* [WORK TO BE COMPLETED]:
Leave out the images; return the rest of the data exactly.

┄┄┄┄┄┄┄┄┄┄┄┄┄┄┄┄┄┄┄┄

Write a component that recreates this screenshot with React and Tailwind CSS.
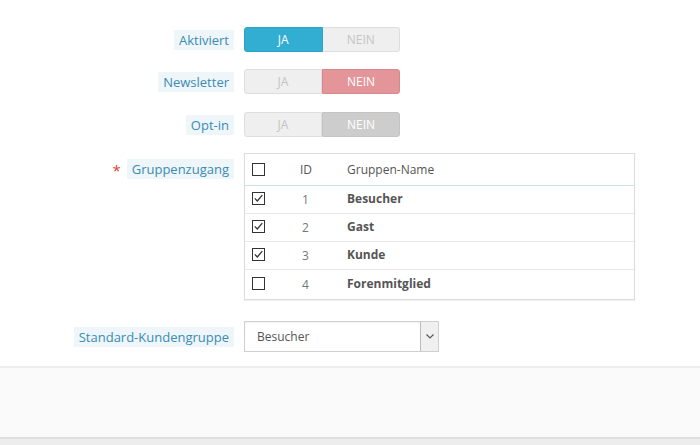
import React from 'react';

const font = { fontFamily: '"Open Sans", "Liberation Sans", sans-serif' };

const Label = ({ children, required }) => (
  <div className="w-[234px] shrink-0 flex justify-end items-center pr-0">
    {required && <span className="text-[#e0403a] text-[15px] mr-[6px] leading-none mt-[2px]">*</span>}
    <span className="bg-[#eef6fa] text-[#3b8bb3] text-[13px] px-[5px] py-[1px] leading-[18px]">{children}</span>
  </div>
);

const Toggle = ({ value, disabled }) => {
  const jaOn = value === 'ja';
  return (
    <div className="flex w-[156px] h-[25px] text-[12px] uppercase">
      <div className={
        jaOn
          ? 'flex-1 flex items-center justify-center rounded-l-[3px] bg-[#33aed3] text-white border border-[#2ba2c6]'
          : 'flex-1 flex items-center justify-center rounded-l-[3px] bg-[#efefef] text-[#c4c4c4] border border-[#dedede]'
      }>JA</div>
      <div className={
        jaOn
          ? 'flex-1 flex items-center justify-center rounded-r-[3px] bg-[#efefef] text-[#c4c4c4] border border-l-0 border-[#dedede]'
          : disabled
            ? 'flex-1 flex items-center justify-center rounded-r-[3px] bg-[#cdcdcd] text-white border border-[#c4c4c4]'
            : 'flex-1 flex items-center justify-center rounded-r-[3px] bg-[#e3959a] text-white border border-[#d8878c]'
      }>NEIN</div>
    </div>
  );
};

const Box = ({ checked }) => (
  <svg width="13" height="13" viewBox="0 0 13 13" className="block">
    <rect x="0.5" y="0.5" width="12" height="12" fill="white" stroke="#333" strokeWidth="1" />
    {checked && <path d="M2.8 6.4 L5.3 9 L10.3 3.2" fill="none" stroke="#333" strokeWidth="1.3" />}
  </svg>
);

const groups = [
  { id: 1, name: 'Besucher', checked: true },
  { id: 2, name: 'Gast', checked: true },
  { id: 3, name: 'Kunde', checked: true },
  { id: 4, name: 'Forenmitglied', checked: false },
];

export default function App() {
  return (
    <div className="w-[700px] h-[445px] bg-white flex flex-col overflow-hidden" style={font}>
      <div className="flex flex-col pt-[27px]">
        <div className="flex items-center gap-[10px] h-[25px]">
          <Label>Aktiviert</Label>
          <Toggle value="ja" />
        </div>
        <div className="flex items-center gap-[10px] h-[25px] mt-[17px]">
          <Label>Newsletter</Label>
          <Toggle value="nein" />
        </div>
        <div className="flex items-center gap-[10px] h-[25px] mt-[18px]">
          <Label>Opt-in</Label>
          <Toggle value="nein" disabled />
        </div>

        <div className="flex items-start gap-[10px] mt-[16px]">
          <div className="pt-[6px]"><Label required>Gruppenzugang</Label></div>
          <div className="w-[391px] border border-[#dcdcdc] shadow-[0_1px_1px_rgba(0,0,0,0.06)] text-[12px]">
            <div className="flex items-center h-[32px] border-b border-[#c9e3ee] text-[#555]">
              <div className="w-[47px] pl-[7px]"><Box /></div>
              <div className="w-[55px] pl-[8px]">ID</div>
              <div className="flex-1">Gruppen-Name</div>
            </div>
            {groups.map((g, i) => (
              <div key={g.id} className={i < groups.length - 1 ? 'flex items-center h-[28px] border-b border-[#e8e8e8]' : 'flex items-center h-[29px]'}>
                <div className="w-[47px] pl-[7px] -mt-[2px]"><Box checked={g.checked} /></div>
                <div className="w-[55px] pl-[10px] text-[#777] mt-[1px]">{g.id}</div>
                <div className="flex-1 font-bold text-[#555] -mt-[1px]">{g.name}</div>
              </div>
            ))}
          </div>
        </div>

        <div className="flex items-center gap-[10px] mt-[21px]">
          <Label>Standard-Kundengruppe</Label>
          <div className="w-[195px] h-[31px] border border-[#cfcfcf] flex items-stretch shadow-[inset_0_1px_2px_rgba(0,0,0,0.06)]">
            <div className="flex-1 flex items-center pl-[12px] text-[12px] text-[#555]">Besucher</div>
            <div className="w-[18px] bg-[#f0f0f0] border-l border-[#bdbdbd] flex items-center justify-center">
              <svg width="8" height="5" viewBox="0 0 8 5"><path d="M0.5 0.5 L4 4 L7.5 0.5" fill="none" stroke="#555" strokeWidth="1.1" /></svg>
            </div>
          </div>
        </div>
      </div>

      <div className="mt-[14px] border-t-2 border-[#ececec] bg-[#fafafa] h-[71px]"></div>
      <div className="border-t-2 border-[#dedede] bg-[#ededed] flex-1"></div>
    </div>
  );
}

┄┄┄┄┄┄┄┄┄┄┄┄┄┄┄┄┄┄┄┄

* [SOLUTION FOR THIS PROBLEM]:
Write a component that recreates this screenshot with React and Tailwind CSS.
import React from 'react';

const font = { fontFamily: '"Open Sans", "Liberation Sans", sans-serif' };

const Label = ({ children, required }) => (
  <div className="w-[234px] shrink-0 flex justify-end items-center pr-0">
    {required && <span className="text-[#e0403a] text-[15px] mr-[6px] leading-none mt-[2px]">*</span>}
    <span className="bg-[#eef6fa] text-[#3b8bb3] text-[13px] px-[5px] py-[1px] leading-[18px]">{children}</span>
  </div>
);

const Toggle = ({ value, disabled }) => {
  const jaOn = value === 'ja';
  return (
    <div className="flex w-[156px] h-[25px] text-[12px] uppercase">
      <div className={
        jaOn
          ? 'flex-1 flex items-center justify-center rounded-l-[3px] bg-[#33aed3] text-white border border-[#2ba2c6]'
          : 'flex-1 flex items-center justify-center rounded-l-[3px] bg-[#efefef] text-[#c4c4c4] border border-[#dedede]'
      }>JA</div>
      <div className={
        jaOn
          ? 'flex-1 flex items-center justify-center rounded-r-[3px] bg-[#efefef] text-[#c4c4c4] border border-l-0 border-[#dedede]'
          : disabled
            ? 'flex-1 flex items-center justify-center rounded-r-[3px] bg-[#cdcdcd] text-white border border-[#c4c4c4]'
            : 'flex-1 flex items-center justify-center rounded-r-[3px] bg-[#e3959a] text-white border border-[#d8878c]'
      }>NEIN</div>
    </div>
  );
};

const Box = ({ checked }) => (
  <svg width="13" height="13" viewBox="0 0 13 13" className="block">
    <rect x="0.5" y="0.5" width="12" height="12" fill="white" stroke="#333" strokeWidth="1" />
    {checked && <path d="M2.8 6.4 L5.3 9 L10.3 3.2" fill="none" stroke="#333" strokeWidth="1.3" />}
  </svg>
);

const groups = [
  { id: 1, name: 'Besucher', checked: true },
  { id: 2, name: 'Gast', checked: true },
  { id: 3, name: 'Kunde', checked: true },
  { id: 4, name: 'Forenmitglied', checked: false },
];

export default function App() {
  return (
    <div className="w-[700px] h-[445px] bg-white flex flex-col overflow-hidden" style={font}>
      <div className="flex flex-col pt-[27px]">
        <div className="flex items-center gap-[10px] h-[25px]">
          <Label>Aktiviert</Label>
          <Toggle value="ja" />
        </div>
        <div className="flex items-center gap-[10px] h-[25px] mt-[17px]">
          <Label>Newsletter</Label>
          <Toggle value="nein" />
        </div>
        <div className="flex items-center gap-[10px] h-[25px] mt-[18px]">
          <Label>Opt-in</Label>
          <Toggle value="nein" disabled />
        </div>

        <div className="flex items-start gap-[10px] mt-[16px]">
          <div className="pt-[6px]"><Label required>Gruppenzugang</Label></div>
          <div className="w-[391px] border border-[#dcdcdc] shadow-[0_1px_1px_rgba(0,0,0,0.06)] text-[12px]">
            <div className="flex items-center h-[32px] border-b border-[#c9e3ee] text-[#555]">
              <div className="w-[47px] pl-[7px]"><Box /></div>
              <div className="w-[55px] pl-[8px]">ID</div>
              <div className="flex-1">Gruppen-Name</div>
            </div>
            {groups.map((g, i) => (
              <div key={g.id} className={i < groups.length - 1 ? 'flex items-center h-[28px] border-b border-[#e8e8e8]' : 'flex items-center h-[29px]'}>
                <div className="w-[47px] pl-[7px] -mt-[2px]"><Box checked={g.checked} /></div>
                <div className="w-[55px] pl-[10px] text-[#777] mt-[1px]">{g.id}</div>
                <div className="flex-1 font-bold text-[#555] -mt-[1px]">{g.name}</div>
              </div>
            ))}
          </div>
        </div>

        <div className="flex items-center gap-[10px] mt-[21px]">
          <Label>Standard-Kundengruppe</Label>
          <div className="w-[195px] h-[31px] border border-[#cfcfcf] flex items-stretch shadow-[inset_0_1px_2px_rgba(0,0,0,0.06)]">
            <div className="flex-1 flex items-center pl-[12px] text-[12px] text-[#555]">Besucher</div>
            <div className="w-[18px] bg-[#f0f0f0] border-l border-[#bdbdbd] flex items-center justify-center">
              <svg width="8" height="5" viewBox="0 0 8 5"><path d="M0.5 0.5 L4 4 L7.5 0.5" fill="none" stroke="#555" strokeWidth="1.1" /></svg>
            </div>
          </div>
        </div>
      </div>

      <div className="mt-[14px] border-t-2 border-[#ececec] bg-[#fafafa] h-[71px]"></div>
      <div className="border-t-2 border-[#dedede] bg-[#ededed] flex-1"></div>
    </div>
  );
}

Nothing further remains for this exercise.